Due to the nature of data that we'll be dealing with the obvious choice is a NoSQL database. Now, I don't know about you, but my go-to choices for NoSQL data storage tend to be either MongoDB (when I just need a document store) or CouchDB / Cloudant (when I want to do relatively inexpensive MapReduce or data transformations on the fly). I tend to avoid key-value stores like Memcached or Redis, but this is due to interface requirements, rather than some ideological conflict.
Also, while I'm well aware that PostgreSQL likes to try and blur the lines, presenting itself as some kind of Swiss Army-like multi-tool, I find the syntax of working with it as a NoSQL database frankly ugly and cumbersome, so we're not even going there.
Recently, however, I was reading about LMDB (the Lightning Memory-Mapped Database), so it got me wondering: Can I build an application-specific DB on top of LMDB that outperforms MongoDB in the real world without choking myself in excessive complexity?
NoSQL databases
I'm going to presume that the majority of people reading this article don't need me to explain what a NoSQL database is, and how NoSQL databases differ from Relational databases (A.K.A. SQL databases).
But for those new to the subject, a NoSQL database is a type of data store that is commonly designed for retrieving and manipulating simple objects that don't have inter-structure relational data. That is to say, objects (or documents) of one data structure have no dependency relationships to objects of another data structure.
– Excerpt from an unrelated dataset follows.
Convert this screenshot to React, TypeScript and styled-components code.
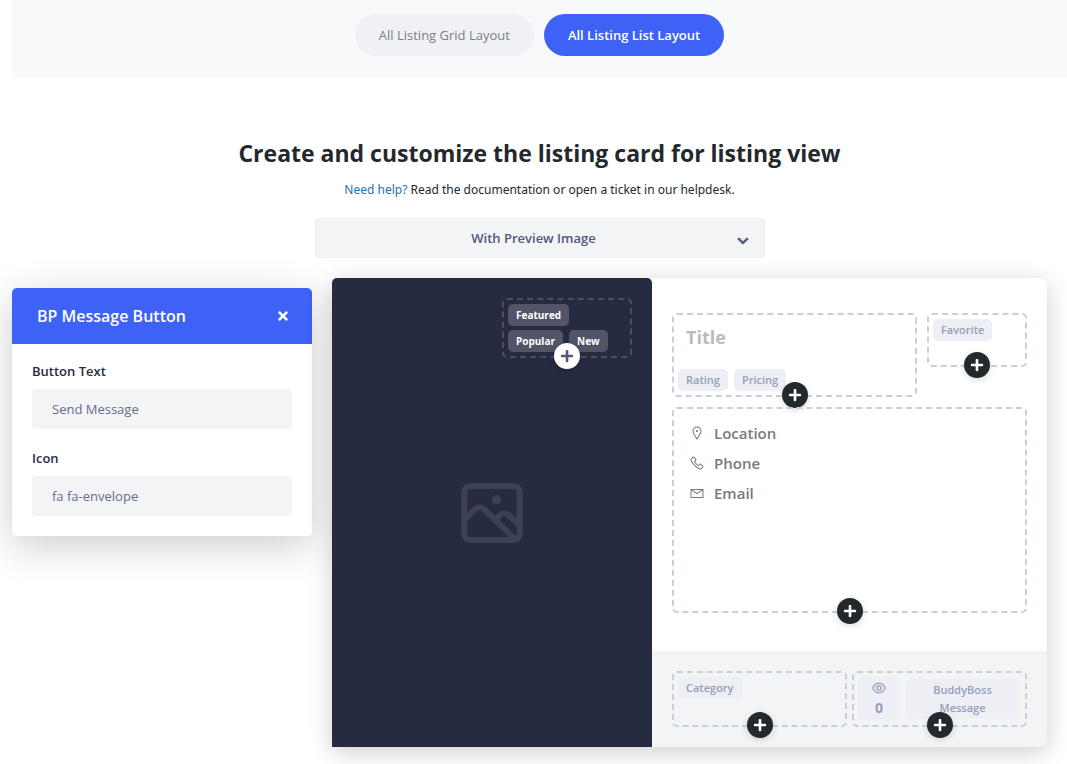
import React from 'react';
import styled, { createGlobalStyle, css } from 'styled-components';
import { FaChevronDown, FaPlus, FaTimes } from 'react-icons/fa';
import { LiaEnvelope, LiaMapMarkerSolid, LiaPhoneSolid } from 'react-icons/lia';

const GlobalStyle = createGlobalStyle`
  *, *::before, *::after { box-sizing: border-box; }
  body {
    margin: 0;
    background: #fff;
    color: #23282d;
    font-family: 'Segoe UI', 'Open Sans', 'Noto Sans', sans-serif;
    font-size: 13px;
  }
  button, input, select { font-family: inherit; margin: 0; }
`;

const Page = styled.main`
  padding-left: 12px;
`;

const Switcher = styled.nav`
  display: flex;
  justify-content: center;
  gap: 10px;
  padding: 14px 0 22px;
  background: #f8f9fb;
`;

const SwitchButton = styled.button<{ $active?: boolean }>`
  height: 42px;
  padding: 0 24px;
  border: 0;
  border-radius: 21px;
  font-size: 13px;
  line-height: 20px;
  cursor: pointer;
  ${({ $active }) =>
    $active
      ? css`background: #3e62f5; color: #fff; font-weight: 600;`
      : css`background: #f0f1f6; color: #7b7f85; font-weight: 500;`}
`;

const Intro = styled.header`
  display: flex;
  flex-direction: column;
  align-items: center;
  padding: 59px 20px 20px;
`;

const Heading = styled.h1`
  margin: 0;
  font-size: 23px;
  line-height: 32px;
  font-weight: 700;
  text-align: center;
`;

const Help = styled.p`
  margin: 11px 0 18px;
  font-family: 'Segoe UI', 'Noto Sans', sans-serif;
  font-size: 12px;
  line-height: 20px;
`;

const HelpLink = styled.a`
  color: #2271b1;
  text-decoration: none;
`;

const SelectWrap = styled.div`
  position: relative;
  width: 100%;
  max-width: 450px;
`;

const LayoutSelect = styled.select`
  appearance: none;
  display: block;
  width: 100%;
  height: 40px;
  padding: 0 28px 0 16px;
  border: 1px solid #eeeff4;
  border-radius: 4px;
  background: #f3f4f6;
  color: #51587c;
  font-size: 13px;
  font-weight: 600;
  text-align: center;
  text-align-last: center;
`;

const SelectArrow = styled(FaChevronDown)`
  position: absolute;
  right: 16px;
  top: 17px;
  width: 12px;
  height: 12px;
  color: #51587c;
  stroke: #51587c;
  stroke-width: 30px;
  pointer-events: none;
`;

const Workspace = styled.div`
  display: flex;
  align-items: flex-start;
  gap: 20px;
  padding: 0 20px 17px 0;
`;

const Panel = styled.section`
  flex: 0 0 300px;
  margin-top: 10px;
  border-radius: 5px;
  background: #fff;
  box-shadow: 0 10px 40px rgba(0, 0, 0, 0.2);
`;

const PanelHeader = styled.div`
  display: flex;
  align-items: center;
  justify-content: space-between;
  height: 56px;
  padding: 0 22px 0 25px;
  border-radius: 5px 5px 0 0;
  background: #3e62f5;
  color: #fff;
`;

const PanelTitle = styled.h2`
  margin: 0;
  font-size: 16px;
  line-height: 24px;
  font-weight: 600;
`;

const CloseButton = styled.button`
  display: flex;
  padding: 0;
  border: 0;
  background: none;
  color: inherit;
  font-size: 14px;
  cursor: pointer;
`;

const PanelBody = styled.form`
  display: flex;
  flex-direction: column;
  gap: 22px;
  padding: 20px;
`;

const Field = styled.div`
  display: flex;
  flex-direction: column;
  gap: 10px;
`;

const FieldLabel = styled.label`
  color: #272b41;
  font-size: 13px;
  line-height: 15px;
  font-weight: 600;
`;

const FieldInput = styled.input`
  width: 100%;
  height: 40px;
  padding: 0 20px;
  border: 0;
  border-radius: 4px;
  background: #f3f4f6;
  color: #666b8c;
  font-size: 13px;
`;

const Card = styled.section`
  flex: 1;
  min-width: 0;
  display: flex;
  border-radius: 8px;
  background: #fff;
  box-shadow: 0 5px 25px rgba(0, 0, 0, 0.2);
`;

const Thumbnail = styled.div`
  flex: 0 0 320px;
  display: grid;
  padding: 20px;
  border-radius: 5px 5px 0 0;
  background: #272b41;
  > * { grid-area: 1 / 1; }
`;

const Placeholder = styled.svg`
  place-self: center;
  width: 74px;
  height: 72px;
  fill: #3d4155;
`;

const Content = styled.div`
  flex: 1;
  min-width: 0;
  display: flex;
  flex-direction: column;
`;

const Body = styled.div`
  display: flex;
  flex-direction: column;
  gap: 10px;
  padding: 35px 20px 38px;
`;

const Row = styled.div<{ $gap: number }>`
  display: flex;
  align-items: flex-start;
  gap: ${({ $gap }) => $gap}px;
`;

const Footer = styled.div`
  padding: 20px;
  border-radius: 0 0 8px 0;
  background: #f3f4f6;
`;

const Zone = styled.div<{ $minHeight: number; $width?: number; $dark?: boolean }>`
  position: relative;
  ${({ $width }) => ($width ? `flex: 0 0 ${$width}px; width: ${$width}px;` : 'flex: 1 1 auto;')}
  min-width: 0;
  min-height: ${({ $minHeight }) => $minHeight}px;
  padding: 4px;
  border: 2px dashed ${({ $dark }) => ($dark ? '#4b4f63' : '#c6d0dc')};
  border-radius: 5px;
`;

const BadgeZone = styled(Zone)`
  place-self: start end;
`;

const TitleZone = styled(Zone)`
  display: flex;
  flex-direction: column;
  justify-content: space-between;
`;

const HalfZone = styled(Zone)`
  flex: 1 1 0;
`;

const Tags = styled.div`
  display: flex;
  flex-wrap: wrap;
  gap: 4px 6px;
`;

const Tag = styled.span<{ $dark?: boolean }>`
  padding: 0 8px;
  border-radius: 5px;
  line-height: 22px;
  ${({ $dark }) =>
    $dark
      ? css`background: #525567; color: #fff; font-size: 10px; font-weight: 700;`
      : css`background: #eeeff4; color: #959dbb; font-size: 11px; font-weight: 600;`}
`;

const AddButton = styled.button<{ $light?: boolean }>`
  position: absolute;
  left: 50%;
  bottom: -13px;
  display: flex;
  align-items: center;
  justify-content: center;
  width: 26px;
  height: 26px;
  padding: 0;
  border: 0;
  border-radius: 50%;
  transform: translateX(-50%);
  background: ${({ $light }) => ($light ? '#fff' : '#23282d')};
  color: ${({ $light }) => ($light ? '#51587c' : '#fff')};
  box-shadow: 0 2px 6px rgba(0, 0, 0, 0.15);
  font-size: 14px;
  cursor: pointer;
`;

const CardTitle = styled.h3`
  margin: 5px 0 0 8px;
  color: #bbb;
  font-size: 18px;
  line-height: 26px;
  font-weight: 700;
`;

const InfoList = styled.ul`
  margin: 0;
  padding: 5px 11px;
  list-style: none;
`;

const InfoItem = styled.li`
  display: flex;
  align-items: center;
  gap: 9px;
  color: #7a7a7a;
  font-size: 15px;
  line-height: 30px;
  font-weight: 600;
  svg { width: 16px; height: 16px; }
`;

const Actions = styled.div`
  display: flex;
  align-items: center;
  gap: 6px;
  padding-right: 2px;
`;

const Views = styled.div`
  display: flex;
  flex-direction: column;
  align-items: center;
  flex: 0 0 42px;
  height: 44px;
  padding-top: 3px;
  border-radius: 5px;
  background: #eeeff4;
  color: #959dbb;
  font-size: 14px;
  line-height: 18px;
  font-weight: 700;
  svg { width: 16px; height: 16px; margin-bottom: 3px; }
`;

const MessageTag = styled.div`
  flex: 1;
  padding: 2px 20px;
  border-radius: 5px;
  background: #eeeff4;
  color: #959dbb;
  font-size: 11px;
  line-height: 18px;
  font-weight: 600;
  text-align: center;
`;

const EyeIcon = () => (
  <svg viewBox="0 0 16 16" fill="none" stroke="currentColor" aria-hidden="true">
    <path d="M1.8 8C3 5 5.300 3.300 8 3.300S13 5 14.200 8C13 11 10.700 12.700 8 12.700S3 11 1.800 8Z" strokeWidth="1.300" />
    <circle cx="8" cy="8" r="2.200" strokeWidth="1.300" />
  </svg>
);

const Add = ({ light }: { light?: boolean }) => (
  <AddButton type="button" aria-label="Add element" $light={light}>
    <FaPlus />
  </AddButton>
);

const details = [
  { label: 'Location', Icon: LiaMapMarkerSolid },
  { label: 'Phone', Icon: LiaPhoneSolid },
  { label: 'Email', Icon: LiaEnvelope },
];

export default function App() {
  return (
    <>
      <GlobalStyle />
      <Page>
        <Switcher>
          <SwitchButton type="button">All Listing Grid Layout</SwitchButton>
          <SwitchButton type="button" $active>All Listing List Layout</SwitchButton>
        </Switcher>

        <Intro>
          <Heading>Create and customize the listing card for listing view</Heading>
          <Help>
            <HelpLink href="#help">Need help?</HelpLink> Read the documentation or open a ticket in our helpdesk.
          </Help>
          <SelectWrap>
            <LayoutSelect aria-label="Card layout" defaultValue="preview">
              <option value="preview">With Preview Image</option>
            </LayoutSelect>
            <SelectArrow />
          </SelectWrap>
        </Intro>

        <Workspace>
          <Panel>
            <PanelHeader>
              <PanelTitle>BP Message Button</PanelTitle>
              <CloseButton type="button" aria-label="Close"><FaTimes /></CloseButton>
            </PanelHeader>
            <PanelBody>
              <Field>
                <FieldLabel htmlFor="button-text">Button Text</FieldLabel>
                <FieldInput id="button-text" type="text" defaultValue="Send Message" />
              </Field>
              <Field>
                <FieldLabel htmlFor="button-icon">Icon</FieldLabel>
                <FieldInput id="button-icon" type="text" defaultValue="fa fa-envelope" />
              </Field>
            </PanelBody>
          </Panel>

          <Card>
            <Thumbnail>
              <Placeholder viewBox="0 0 24 24" preserveAspectRatio="none" aria-hidden="true">
                <path d="M19,2H5A3,3,0,0,0,2,5V19a3,3,0,0,0,3,3H19a2.81,2.81,0,0,0,.49-.05l.3-.07.07,0h0l.05,0,.37-.14.13-.07c.1-.06.21-.11.31-.18a3.79,3.79,0,0,0,.38-.32l.07-.09a2.69,2.69,0,0,0,.27-.32l.09-.13a2.31,2.31,0,0,0,.18-.35,1,1,0,0,0,.07-.15c.05-.12.08-.25.12-.38l0-.15A2.6,2.6,0,0,0,22,19V5A3,3,0,0,0,19,2ZM5,20a1,1,0,0,1-1-1V14.69l3.29-3.3h0a1,1,0,0,1,1.42,0L17.31,20Zm15-1a1,1,0,0,1-.07.36,1,1,0,0,1-.08.14.94.94,0,0,1-.09.12l-5.35-5.35.88-.88a1,1,0,0,1,1.42,0h0L20,16.69Zm0-5.14L18.12,12a3.08,3.08,0,0,0-4.24,0l-.88.88L10.12,10a3.08,3.08,0,0,0-4.24,0L4,11.86V5A1,1,0,0,1,5,4H19a1,1,0,0,1,1,1ZM13.5,6A1.5,1.5,0,1,0,15,7.5,1.5,1.5,0,0,0,13.5,6Z" />
              </Placeholder>
              <BadgeZone $minHeight={60} $width={130} $dark>
                <Tags>
                  <Tag $dark>Featured</Tag>
                  <Tag $dark>Popular</Tag>
                  <Tag $dark>New</Tag>
                </Tags>
                <Add light />
              </BadgeZone>
            </Thumbnail>

            <Content>
              <Body>
                <Row $gap={10}>
                  <TitleZone $minHeight={84}>
                    <CardTitle>Title</CardTitle>
                    <Tags>
                      <Tag>Rating</Tag>
                      <Tag>Pricing</Tag>
                    </Tags>
                    <Add />
                  </TitleZone>
                  <Zone $minHeight={54} $width={100}>
                    <Tags><Tag>Favorite</Tag></Tags>
                    <Add />
                  </Zone>
                </Row>
                <Zone $minHeight={206}>
                  <InfoList>
                    {details.map(({ label, Icon }) => (
                      <InfoItem key={label}><Icon />{label}</InfoItem>
                    ))}
                  </InfoList>
                  <Add />
                </Zone>
              </Body>
              <Footer>
                <Row $gap={5}>
                  <HalfZone $minHeight={56}>
                    <Tags><Tag>Category</Tag></Tags>
                    <Add />
                  </HalfZone>
                  <HalfZone $minHeight={56}>
                    <Actions>
                      <Views><EyeIcon />0</Views>
                      <MessageTag>BuddyBoss Message</MessageTag>
                    </Actions>
                    <Add />
                  </HalfZone>
                </Row>
              </Footer>
            </Content>
          </Card>
        </Workspace>
      </Page>
    </>
  );
}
Whereas a relational database, as the name suggests, is designed to store data that has one or more relations between the data structures being stored. To this end, Relational Databases tend to store data in tables, where each object is stored as a row. Whereas NoSQL databases tend to store data as either a Document or as a Key-Value pair.
This difference is, less consequential these days as the majority of developers prefer to use ORMs (Object Reference Models) to abstract away the underlying database interface, and as a result fewer people need to know the Structured Query Language that NoSQL databases are so named for not having. The majority of modern ORMs for NoSQL databases can, in fact, provide relational lookups for those so inclined to use a hammer for tightening bolts. Needless to say, choosing the right tool for the job is a significant part of any job.
The astute amongst the readership will perhaps also be aware of Graph Databases which are a completely different breed altogether. However, these are more of a tangent to the thread than this brief explainer already is. So I'm drawing the line at explaining the difference between SQL databases and NoSQL databases for now.
The rules of engagement
Obviously, there are some significant caveats here since LMDB is a Key-Value store, and MongoDB is a Document Store.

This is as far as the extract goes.